For we are now entering the twilight zone, that peculiar place that government and civil service decamp to the moment it becomes clear that a change of party and ideology might be on the cards. It happened in 1991 and 1996, when informed opinion expected a change of administration, but not in 2000 or 2004, when it didn’t.

The next election could still be 18 months away, but as of today, bookies have the Tories as clear favourites to be the largest party in the next parliament and to form the next government. Failing that, the smart money is on a hung parliament, with the Lib Dems finally coming in from the cold.

Convention already requires that the Prime Minister authorise senior civil servants to speak to the opposition in advance of a poll, to ensure a smooth transition if they win power at the election. This time, Senior Liberal Democrats will also be invited to hold talks with the heads of Government departments, suggesting that the civil service are taking their prospects seriously.

So what might a change of government mean for some very expensive IT projects? The current ID Cards scheme and National ID database, estimated as likely to cost some £20bn, seem unlikely to survive, given the very public opposition to both by Lib Dems and Tories (and SNP).

Also up for the chop are likely to be the ContactPoint project, which pulls together data on every child in the country in one single central repository and the Central NHS Spine. Both look likely to be replaced under a Conservative administration by a series of more decentralised initiatives, although to date the Lib Dems have been somewhat woollier on what they would do about the NHS scheme.

The Vetting Database, due to go live this year, may prove a little harder to kill.

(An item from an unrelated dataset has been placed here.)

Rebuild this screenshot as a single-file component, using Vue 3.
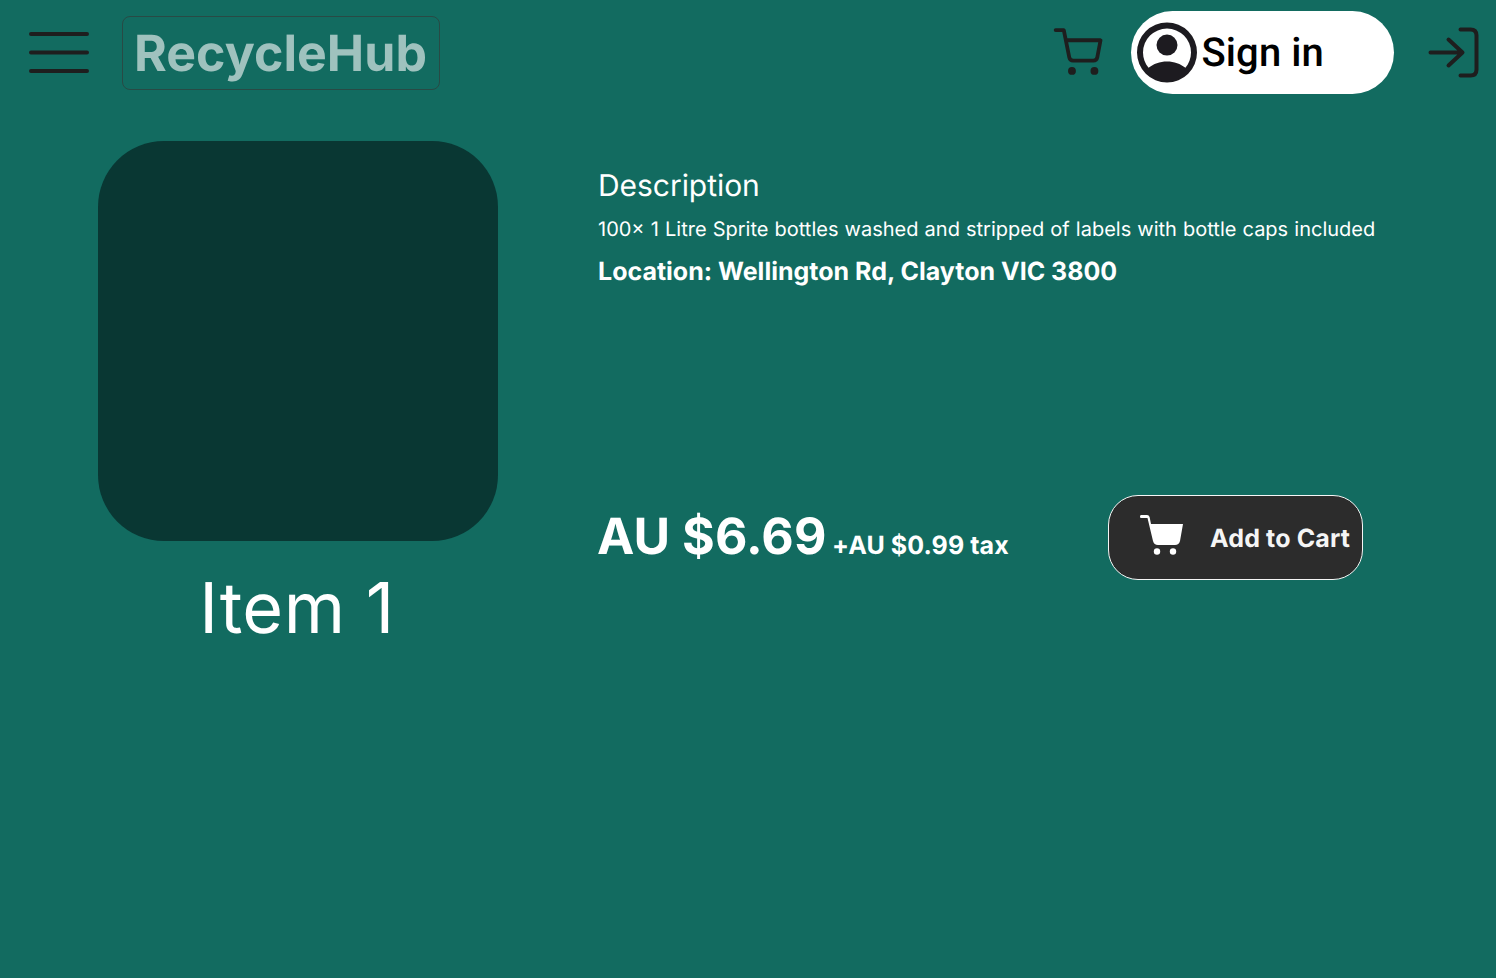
<script setup>
const product = {
  name: 'Item 1',
  description: '100× 1 Litre Sprite bottles washed and stripped of labels with bottle caps included',
  location: 'Location: Wellington Rd, Clayton VIC 3800',
  price: 'AU $6.69',
  tax: '+AU $0.99 tax',
}
</script>

<template>
  <div class="page">
    <header class="bar">
      <svg class="menu" width="60" height="42" viewBox="0 0 60 42">
        <path d="M2 2H58M2 20.5H58M2 39H58" />
      </svg>
      <div class="brand"><span>RecycleHub</span></div>
      <svg class="cart" width="49" height="49" viewBox="0.200 0 24 24">
        <path d="M1 1h4l2.68 13.39a2 2 0 0 0 2 1.61h9.72a2 2 0 0 0 2-1.61L23 6H6" />
        <circle cx="9" cy="21" r="1" />
        <circle cx="20" cy="21" r="1" />
      </svg>
      <button class="signin">
        <svg width="60" height="60" viewBox="2 2.150 20 20">
          <path fill-rule="evenodd" d="M12 2a10 10 0 1 0 0 20a10 10 0 0 0 0-20zM5.85 17.1C4.7 15.7 4 13.9 4 12a8 8 0 0 1 16 0c0 1.900-.7 3.700-1.850 5.100C16.500 15.800 14.400 15 12 15s-4.500.8-6.150 2.100z" />
          <circle cx="12" cy="9.5" r="3.5" />
        </svg>
        <span>Sign in</span>
      </button>
      <svg class="login" width="51" height="51" viewBox="-0.500 -0.500 51 51">
        <path d="M32 2H42Q48 2 48 8V42Q48 48 42 48H32M2 25H34M20 12L34 25L20 38" />
      </svg>
    </header>
    <main class="product">
      <section class="visual">
        <div class="photo"></div>
        <h1>{{ product.name }}</h1>
      </section>
      <section class="info">
        <h2>Description</h2>
        <p class="text">{{ product.description }}</p>
        <p class="place">{{ product.location }}</p>
        <div class="buy">
          <div class="price"><strong>{{ product.price }}</strong><span>{{ product.tax }}</span></div>
          <button class="add">
            <svg width="44" height="41" viewBox="0 0 44 41">
              <path d="M1 0H7Q9 0 9.600 2L11 9H43L40 26Q39 30 35 30H18Q14 30 13 26L7.500 3H1Q0 3 0 1.500Q0 0 1 0Z" />
              <circle cx="17" cy="36.500" r="3.200" />
              <circle cx="33" cy="36.500" r="3.200" />
            </svg>
            <span>Add to Cart</span>
          </button>
        </div>
      </section>
    </main>
  </div>
</template>

<style>
body { background: #126b60; }
</style>

<style scoped>
.page {
  box-sizing: border-box;
  width: 1496px;
  height: 978px;
  background: #126b60;
  font-family: Inter, "Liberation Sans", sans-serif;
  text-rendering: geometricPrecision;
  color: #fff;
  overflow: hidden;
}
h1, h2, p { margin: 0; font-weight: 400; white-space: nowrap; }
button { font: inherit; border: 0; padding: 0; text-rendering: inherit; }
.bar {
  display: flex;
  align-items: center;
  box-sizing: border-box;
  height: 105px;
  padding: 0 17px 0 29px;
}
.bar > * { flex: none; }
svg { display: block; overflow: visible; }
.menu, .cart, .login {
  fill: none;
  stroke: #1e1e1e;
  stroke-width: 4;
  stroke-linecap: round;
  stroke-linejoin: round;
}
.brand {
  display: flex;
  align-items: center;
  box-sizing: border-box;
  width: 318px;
  height: 74px;
  margin: 1px 0 0 33px;
  padding: 2px 0 0 11px;
  border: 1px solid #284a45;
  border-radius: 8px;
  font-size: 50px;
  font-weight: 700;
  line-height: 70px;
  letter-spacing: 0.05px;
  color: #9fc2be;
}
.cart { margin: 0 1px 0 auto; stroke-width: 1.85; }
.signin {
  display: flex;
  align-items: center;
  width: 263px;
  height: 83px;
  margin: 0 34px 0 27px;
  padding-left: 6px;
  box-sizing: border-box;
  border-radius: 42px;
  background: #fff;
  font: 500 40px/48px Roboto, sans-serif;
  color: #000;
  fill: #1d1b20;
}
.signin span { margin: 0 0 0 4.500px; letter-spacing: 0.1px; }
.product { display: flex; padding: 36px 0 0 98px; }
.visual { width: 400px; }
.photo { height: 400px; border-radius: 66px; background: #093733; }
h1 {
  margin-top: 23px;
  padding-right: 2px;
  font-size: 70px;
  line-height: 88px;
  letter-spacing: 0.500px;
  text-align: center;
}
.info { width: 800px; margin-left: 100px; padding-top: 26px; }
h2 { font-size: 30px; line-height: 38px; letter-spacing: -0.05px; }
.text { margin-top: 11px; font-size: 20px; line-height: 26px; word-spacing: 0.500px; }
.place { margin-top: 14px; font-size: 25px; line-height: 32px; font-weight: 700; }
.buy { display: flex; margin-top: 207px; height: 85px; }
.price {
  display: flex;
  align-items: baseline;
  box-sizing: border-box;
  width: 511px;
  margin-left: -1px;
  padding-top: 10px;
  white-space: nowrap;
}
.price strong { font-size: 50px; line-height: 64px; letter-spacing: 0.1px; }
.price span { margin-left: 5.500px; font-size: 25px; font-weight: 700; letter-spacing: 0.08px; }
.add {
  display: flex;
  align-items: center;
  box-sizing: border-box;
  width: 255px;
  height: 85px;
  padding-left: 31px;
  border: 1px solid #f5f5f5;
  border-radius: 30px;
  background: #2c2c2c;
  color: #f5f5f5;
  fill: #fff;
  font-size: 25px;
  font-weight: 700;
}
.add svg { margin-top: -4px; }
.add span { margin: 2px 0 0 26px; letter-spacing: 0.14px; white-space: nowrap; }
</style>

Tory Education Spokeswoman, Maria Miller MP has said that she considers the system to be flawed, in that it will not catch migrant workers who might only be in the UK for a few months. That is, it will identify UK citizens with criminal records, but not foreign citizens who have committed crimes abroad.

The problem with killing this system is that it plays to public fears about child safety. It adds to the CRB checking system, and does away with the cumbersome current requirement for multiple checking. Expect this system to be slimmed down – but not scrapped entirely.

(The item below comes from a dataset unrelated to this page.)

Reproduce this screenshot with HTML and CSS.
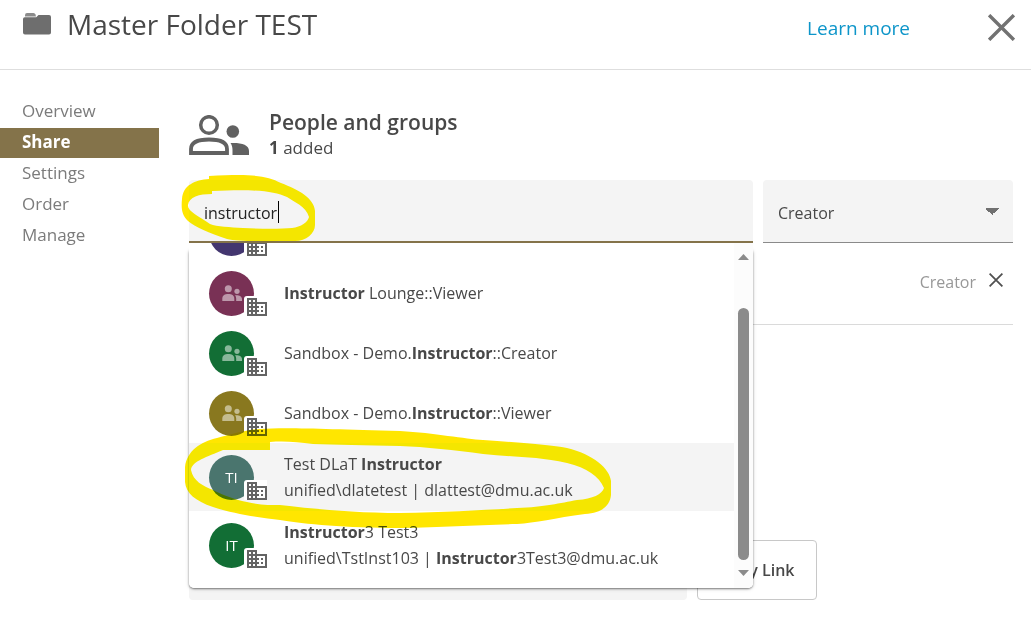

Also unlikely to find favour with an incoming Tory/Lib Dem administration is the £12bn Interception Modernisation Programme, which aims to centralise all electronic communications in a single place.

So, is this bad news for the big IT providers and good news for taxpayers? Not necessarily. We spoke with the Cabinet Office and the Department for Children Schools and Families. Both gave approximately the same answer – which was that contracts would be honoured. A spokeswoman for the DCSF said: "the Department would take into account the rights and responsibilities contained within the contract along with any relevant break clauses and negotiate an appropriate exit."

The Home Office declined to answer, for some reason taking exception to any question about what the legal responsibilities of an incoming government were and refusing absolutely to "discuss hypotheticals". Perhaps they have fallen for New Labour’s vision of a 1000-year rule, and regard any change of government as purely hypothetical.

Or maybe they are just embarrassed by the story, reported last week, that contracts for the National ID database contain compensation clauses suggesting any suppliers who lose out on cancellation of this project will be paid not only costs accrued to that point, but also a sum in lieu of lost profits.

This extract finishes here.